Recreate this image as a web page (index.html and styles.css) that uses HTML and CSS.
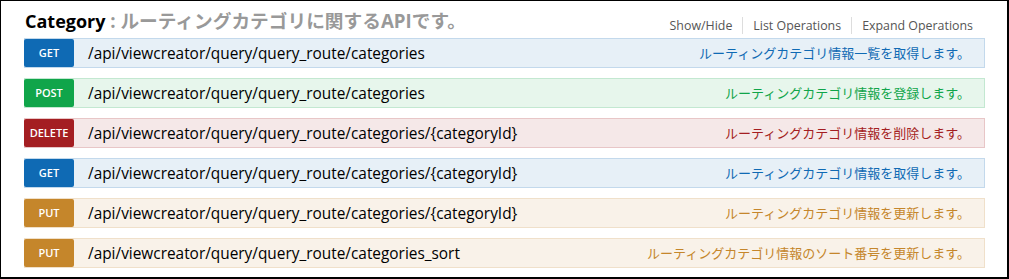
FILE: index.html
```html
<!DOCTYPE html>
<html lang="ja">
<head>
    <meta charset="UTF-8">
    <title>Category</title>
    <link rel="stylesheet" href="styles.css">
</head>
<body>
<div class="frame">
    <div class="resource">
        <div class="heading">
            <h2 class="title"><span class="name">Category</span> <span class="summary">: ルーティングカテゴリに関するAPIです。</span></h2>
            <ul class="options">
                <li><a href="javascript:;">Show/Hide</a></li>
                <li><a href="javascript:;">List Operations</a></li>
                <li><a href="javascript:;">Expand Operations</a></li>
            </ul>
        </div>
        <ul class="endpoints">
            <li class="op get">
                <span class="method">GET</span>
                <span class="path">/api/viewcreator/query/query_route/categories</span>
                <span class="desc">ルーティングカテゴリ情報一覧を取得します。</span>
            </li>
            <li class="op post">
                <span class="method">POST</span>
                <span class="path">/api/viewcreator/query/query_route/categories</span>
                <span class="desc">ルーティングカテゴリ情報を登録します。</span>
            </li>
            <li class="op delete">
                <span class="method">DELETE</span>
                <span class="path">/api/viewcreator/query/query_route/categories/{categoryId}</span>
                <span class="desc">ルーティングカテゴリ情報を削除します。</span>
            </li>
            <li class="op get">
                <span class="method">GET</span>
                <span class="path">/api/viewcreator/query/query_route/categories/{categoryId}</span>
                <span class="desc">ルーティングカテゴリ情報を取得します。</span>
            </li>
            <li class="op put">
                <span class="method">PUT</span>
                <span class="path">/api/viewcreator/query/query_route/categories/{categoryId}</span>
                <span class="desc">ルーティングカテゴリ情報を更新します。</span>
            </li>
            <li class="op put">
                <span class="method">PUT</span>
                <span class="path">/api/viewcreator/query/query_route/categories_sort</span>
                <span class="desc">ルーティングカテゴリ情報のソート番号を更新します。</span>
            </li>
        </ul>
    </div>
</div>
</body>
</html>
```

FILE: styles.css
```css
*{margin:0;padding:0;box-sizing:border-box}
ul{list-style:none}
a{text-decoration:none}
body{background:#fff;font-family:"Open Sans","Noto Sans CJK JP",sans-serif}

.frame{width:1009px;height:279px;border:1px solid #000;border-right-width:2px;border-bottom-width:2px;}
.resource{padding:0 22px 0 23px}

.heading{display:flex;justify-content:space-between;align-items:baseline;height:37px;padding-top:5px}
.title{font-size:18px;font-weight:700;color:#999;padding-left:1px}
.title .name{color:#000}
.title .summary{font-size:18.7px}
.options{display:flex;padding-right:12px;font-size:12.4px;position:relative;top:2px}
.options li{padding:0 10px;border-left:1px solid #ddd;line-height:17px}
.options li:first-child{border-left:none}
.options li:last-child{padding-right:0}
.options a{color:#555}

.endpoints{display:flex;flex-direction:column;gap:10px}
.op{display:flex;align-items:center;height:30px;border:1px solid}
.method{width:50px;height:28px;line-height:28px;text-align:center;color:#fff;font-size:11px;font-weight:600;border-radius:2px;margin-left:-1px;text-transform:uppercase}
.path{flex:1;padding-left:14px;font-size:15.4px;color:#000}
.desc{padding-right:14px;font-size:13px;line-height:26px}

.get{background:#e7f0f7;border-color:#c3d9ec}
.get .method{background:#0f6ab4}
.get .desc{color:#0f6ab4}
.post{background:#e7f6ec;border-color:#c3e8d1}
.post .method{background:#10a54a}
.post .desc{color:#10a54a}
.delete{background:#f5e8e8;border-color:#e8c6c7}
.delete .method{background:#a41e22}
.delete .desc{color:#a41e22}
.put{background:#f9f2e9;border-color:#f0e0ca}
.put .method{background:#c5862b}
.put .desc{color:#c5862b}
```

The request
Copy the data character for character, but drop all pictures from the copy.

Exercise answer
Recreate this image as a web page (index.html and styles.css) that uses HTML and CSS.
FILE: index.html
```html
<!DOCTYPE html>
<html lang="ja">
<head>
    <meta charset="UTF-8">
    <title>Category</title>
    <link rel="stylesheet" href="styles.css">
</head>
<body>
<div class="frame">
    <div class="resource">
        <div class="heading">
            <h2 class="title"><span class="name">Category</span> <span class="summary">: ルーティングカテゴリに関するAPIです。</span></h2>
            <ul class="options">
                <li><a href="javascript:;">Show/Hide</a></li>
                <li><a href="javascript:;">List Operations</a></li>
                <li><a href="javascript:;">Expand Operations</a></li>
            </ul>
        </div>
        <ul class="endpoints">
            <li class="op get">
                <span class="method">GET</span>
                <span class="path">/api/viewcreator/query/query_route/categories</span>
                <span class="desc">ルーティングカテゴリ情報一覧を取得します。</span>
            </li>
            <li class="op post">
                <span class="method">POST</span>
                <span class="path">/api/viewcreator/query/query_route/categories</span>
                <span class="desc">ルーティングカテゴリ情報を登録します。</span>
            </li>
            <li class="op delete">
                <span class="method">DELETE</span>
                <span class="path">/api/viewcreator/query/query_route/categories/{categoryId}</span>
                <span class="desc">ルーティングカテゴリ情報を削除します。</span>
            </li>
            <li class="op get">
                <span class="method">GET</span>
                <span class="path">/api/viewcreator/query/query_route/categories/{categoryId}</span>
                <span class="desc">ルーティングカテゴリ情報を取得します。</span>
            </li>
            <li class="op put">
                <span class="method">PUT</span>
                <span class="path">/api/viewcreator/query/query_route/categories/{categoryId}</span>
                <span class="desc">ルーティングカテゴリ情報を更新します。</span>
            </li>
            <li class="op put">
                <span class="method">PUT</span>
                <span class="path">/api/viewcreator/query/query_route/categories_sort</span>
                <span class="desc">ルーティングカテゴリ情報のソート番号を更新します。</span>
            </li>
        </ul>
    </div>
</div>
</body>
</html>
```

FILE: styles.css
```css
*{margin:0;padding:0;box-sizing:border-box}
ul{list-style:none}
a{text-decoration:none}
body{background:#fff;font-family:"Open Sans","Noto Sans CJK JP",sans-serif}

.frame{width:1009px;height:279px;border:1px solid #000;border-right-width:2px;border-bottom-width:2px;}
.resource{padding:0 22px 0 23px}

.heading{display:flex;justify-content:space-between;align-items:baseline;height:37px;padding-top:5px}
.title{font-size:18px;font-weight:700;color:#999;padding-left:1px}
.title .name{color:#000}
.title .summary{font-size:18.7px}
.options{display:flex;padding-right:12px;font-size:12.4px;position:relative;top:2px}
.options li{padding:0 10px;border-left:1px solid #ddd;line-height:17px}
.options li:first-child{border-left:none}
.options li:last-child{padding-right:0}
.options a{color:#555}

.endpoints{display:flex;flex-direction:column;gap:10px}
.op{display:flex;align-items:center;height:30px;border:1px solid}
.method{width:50px;height:28px;line-height:28px;text-align:center;color:#fff;font-size:11px;font-weight:600;border-radius:2px;margin-left:-1px;text-transform:uppercase}
.path{flex:1;padding-left:14px;font-size:15.4px;color:#000}
.desc{padding-right:14px;font-size:13px;line-height:26px}

.get{background:#e7f0f7;border-color:#c3d9ec}
.get .method{background:#0f6ab4}
.get .desc{color:#0f6ab4}
.post{background:#e7f6ec;border-color:#c3e8d1}
.post .method{background:#10a54a}
.post .desc{color:#10a54a}
.delete{background:#f5e8e8;border-color:#e8c6c7}
.delete .method{background:#a41e22}
.delete .desc{color:#a41e22}
.put{background:#f9f2e9;border-color:#f0e0ca}
.put .method{background:#c5862b}
.put .desc{color:#c5862b}
```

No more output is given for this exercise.